This is something weird I can't really understand, I'm working in PostGreSql9.2 ...
I have this database:
movies (id, title, votes)
infos (id, movie_id, info_type, value)
I want to update movies.votes with infos.value, joining on movies.id = infos.movie_if and only where info_type = 100 (which is the type for votes..)

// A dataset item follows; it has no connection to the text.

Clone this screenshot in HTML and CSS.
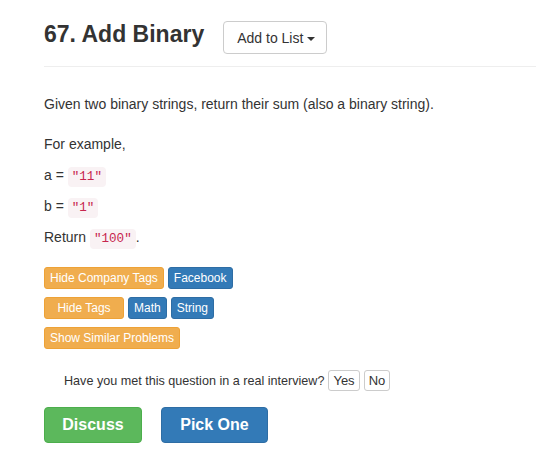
FILE: index.html
```html
<!DOCTYPE html>
<html>
<head>
<meta charset="utf-8">
<link rel="stylesheet" href="styles.css">
</head>
<body>
<div class="page">
  <div class="header">
    <h3 class="title">67. Add Binary</h3>
    <button class="btn-list">Add to List <span class="caret"></span></button>
  </div>
  <hr class="divider">
  <div class="question">
    <p class="lead-p">Given two binary strings, return their sum (also a binary string).</p>
    <p>For example,</p>
    <p>a = <code>"11"</code></p>
    <p>b = <code>"1"</code></p>
    <p>Return <code>"100"</code>.</p>
  </div>
  <div class="tags">
    <div class="tag-row"><span class="lbl orange">Hide Company Tags</span><span class="lbl blue">Facebook</span></div>
    <div class="tag-row"><span class="lbl orange wide">Hide Tags</span><span class="lbl blue">Math</span><span class="lbl blue">String</span></div>
    <div class="tag-row"><span class="lbl orange">Show Similar Problems</span></div>
  </div>
  <div class="interview">
    <span>Have you met this question in a real interview?</span>
    <button class="yn">Yes</button>
    <button class="yn">No</button>
  </div>
  <div class="actions">
    <button class="big green">Discuss</button>
    <button class="big blue-big">Pick One</button>
  </div>
</div>
</body>
</html>
```
FILE: styles.css
```css
html, body {
  margin: 0;
  padding: 0;
  background: #fff;
}
body {
  font-family: "Liberation Sans", Arial, sans-serif;
  font-size: 14px;
  line-height: 20px;
  color: #333;
}
.page {
  padding-left: 44px;
}
.header {
  display: flex;
  align-items: flex-start;
  gap: 19px;
  padding-top: 21px;
  height: 33px;
}
.title {
  margin: -3px 0 0 0;
  font-size: 23px;
  font-weight: bold;
  line-height: 33px;
  color: #333;
}
.btn-list {
  font-family: inherit;
  font-size: 14px;
  color: #333;
  background: #fff;
  border: 1px solid #ccc;
  border-radius: 4px;
  height: 33px;
  padding: 0 11px 0 13px;
  white-space: nowrap;
}
.caret {
  display: inline-block;
  width: 0;
  height: 0;
  border-top: 4px solid #333;
  border-left: 4px solid transparent;
  border-right: 4px solid transparent;
  vertical-align: middle;
  margin-left: 0;
}
.divider {
  border: 0;
  border-top: 1px solid #eee;
  margin: 12px 0 0 0;
}
.question {
  padding-top: 27px;
}
.question p {
  margin: 0 0 11px 0;
}
.question .lead-p {
  margin-bottom: 20px;
}
code {
  font-family: "Liberation Mono", monospace;
  font-size: 12.6px;
  line-height: 1;
  color: #c7254e;
  background: #f9f2f4;
  border-radius: 4px;
  padding: 3px 4px;
}
.tags {
  margin-top: 20px;
  display: flex;
  flex-direction: column;
  gap: 8px;
}
.tag-row {
  display: flex;
  gap: 4px;
}
.lbl {
  display: inline-block;
  font-size: 12px;
  line-height: 18px;
  padding: 1px 5px;
  border: 1px solid transparent;
  border-radius: 3px;
  color: #fff;
  text-align: center;
}
.orange {
  background: #f0ad4e;
  border-color: #eea236;
}
.blue {
  background: #337ab7;
  border-color: #2e6da4;
}
.wide {
  width: 68px;
}
.interview {
  margin-top: 21px;
  padding-left: 20px;
  display: flex;
  align-items: center;
  gap: 4px;
  font-size: 12.6px;
}
.yn {
  font-family: inherit;
  font-size: 13px;
  color: #333;
  background: #fff;
  border: 1px solid #ccc;
  border-radius: 3px;
  height: 21px;
  padding: 0 4px;
  line-height: 19px;
}
.actions {
  margin-top: 16px;
  display: flex;
  gap: 19px;
}
.big {
  font-family: inherit;
  font-size: 16px;
  font-weight: bold;
  color: #fff;
  border: 1px solid transparent;
  border-radius: 4px;
  height: 36px;
  padding: 0;
}
.green {
  background: #5cb85c;
  border-color: #4cae4c;
  width: 98px;
}
.blue-big {
  background: #337ab7;
  border-color: #2e6da4;
  width: 107px;
}
```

I tried 2 different queries:
update movies
set votes = cast(i.value as integer)
from movies m inner join infos i on m.id = i.movie_id
where i.info_type = 100
which (using explain) predicts a running time of about 11 million seconds (too much!)
second try:
update movies m
set votes = cast(
(
select value
from infos i
where i.info_type = 100 and i.movie_id = m.id
limit 1
) AS integer);
this one whould be "only" 20 thousands seconds.. still far too much
I don't really know how the query plan work, so I tries to do this with a ruby script (using active_record)... which is:
Info.find_in_batches(:conditions => "info_type = 100") do |group|
group.each{ |info|
movie = Movie.find(info.movie_id)
movie.votes = info.value.to_i
movie.save
}
end
For those of you who don't read ruby, this query simply loops thru all infos that meet the info_type = 100 condition, then for each one it searches the corresponding movie and updates it..
And it was very fast! just a few minutes, and with all the ruby/orm overhead!!
Now, why?? Know that movies is about 600k records, but only 200k (a third) have an info record with the number of votes. Still this doesn't explain what is happening.